Robots.txt
Robots.txt is a standard file allowing webmasters to control which directories are available for web robots: for more information, see the Robots.txt Guide Page.
To test how well a robot obeys Robots.txt, we made a link to a page that our robots.txt file indicates should not be indexed. In this case it's the robots-test file in the /test/robots/disallow subdirectory. The robots.txt file for this site includes this line:
User-agent:*
Disallow: /test/robots/disallow/
Any robot that indexes the pages in this directory is disobeying this rule. Any search engine that indexes the page will have the term R Test 101 (without spaces), but it is disobeying the robots.txt directive.
Note that the robots controls only apply to cooperating robots: malicious ones may ignore the disallows or even use them as directions to interesting data. The only way to be sure that robots will not index a page is to use access controls, for which, see our password protection tests.
Robots META Tag
In addition to server-wide robot control, web page creators can also specify that certain pages should not be indexed by search engine robots, or that the links on the page should not be followed by robots, using the Robots META tag.
The following pages test whether search indexing robots correctly obey the commands in the Robots META tag.
- NoIndex: this page should not be indexed (code R Test 102) , but the robot should follow the link from it to the meta-follow-target page (R Test 103).
- NoFollow: this page should be indexed, but the robot should not follow the link on it to the meta-nofollow-target page (R Test 104)
- NoIndex and NoFollow: this page should not be indexed (R Test 105), and the robot should not follow the link from it to the meta-follow-target2 page either (R Test 106).
- NoArchive: this page should be indexed by search engines, but the "cache" link should not be displayed. (R Test 1100)
- NoSnippet: this page should be indexed, but the way I read the announcement, there should be nothing in the search engine results listing: no match terms from the context, meta description tag content, or ODP description (R Test 1101). Having the description tag would be great, so I'm testing it too (R Test 11015).
X-Robots-Tag
The X-Robots-Tag is a relatively new concept. It contains the Robots META tag values and can be inserted into an HTTP response header by a script, application, CGI, Apache .htaccess, or any other automated web response tool. This means the site can control the robots access and indexing of non-HTML documents, and automate instructions about all pages without changing the content. For more information, see my X-Robots-Tag page.
- NoIndex: this page should not be indexed (code R Test 1102), but the robot should follow the link from it to the meta-follow-target page (R Test 1103).
-
NoFollow: this page
should be indexed, but the robot should not follow the link on it to the meta-nofollow-target
page (R Test 1104)
- NoIndex and NoFollow: this page should not be indexed (R Test 105), and the robot should not follow the link from it to the meta-follow-target2 page either (R Test 1106).

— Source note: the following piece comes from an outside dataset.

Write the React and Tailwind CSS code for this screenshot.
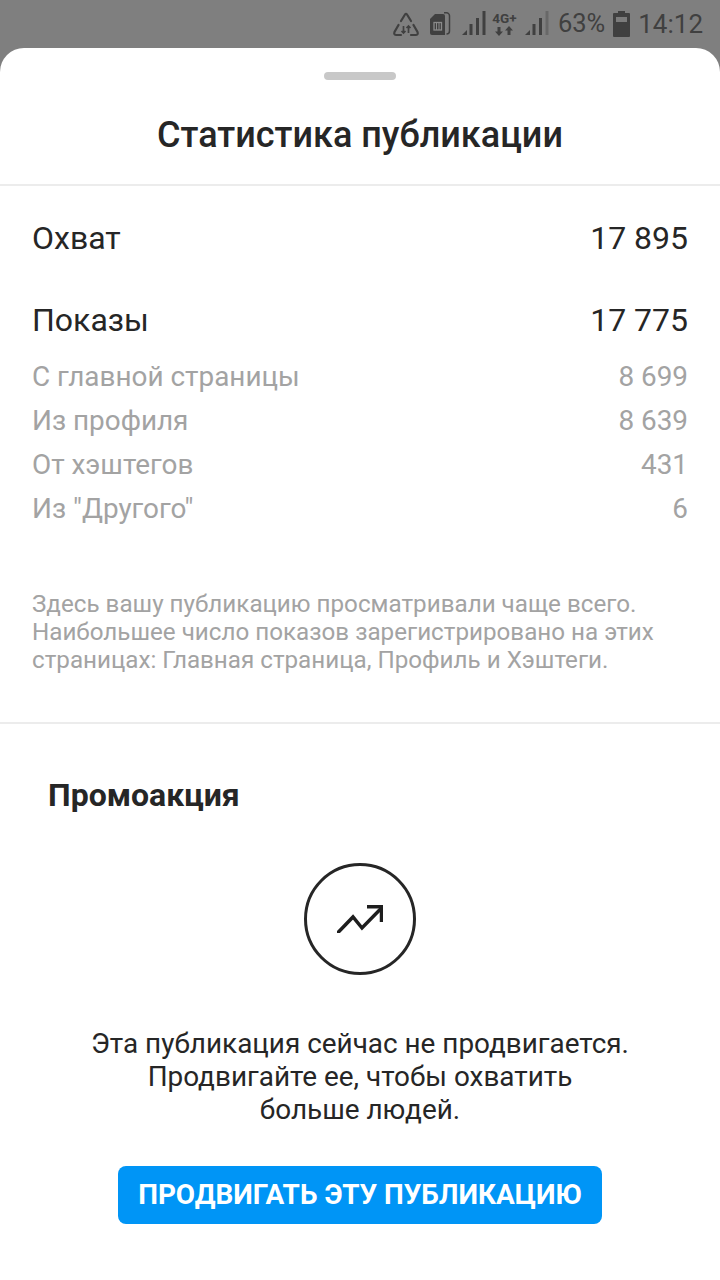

- NoArchive: this page should be indexed by search engines, but the "cache" link should not be displayed. (R Test 1107)
- NoSnippet: this page should be indexed, but the way I read the announcement, there should be nothing in the search engine results listing: no match terms from the context, meta description tag content, or ODP description (R Test 1108). Having the description tag would be great, so I'm testing it too (R Test 11085).
Page Modified: 2011-01-13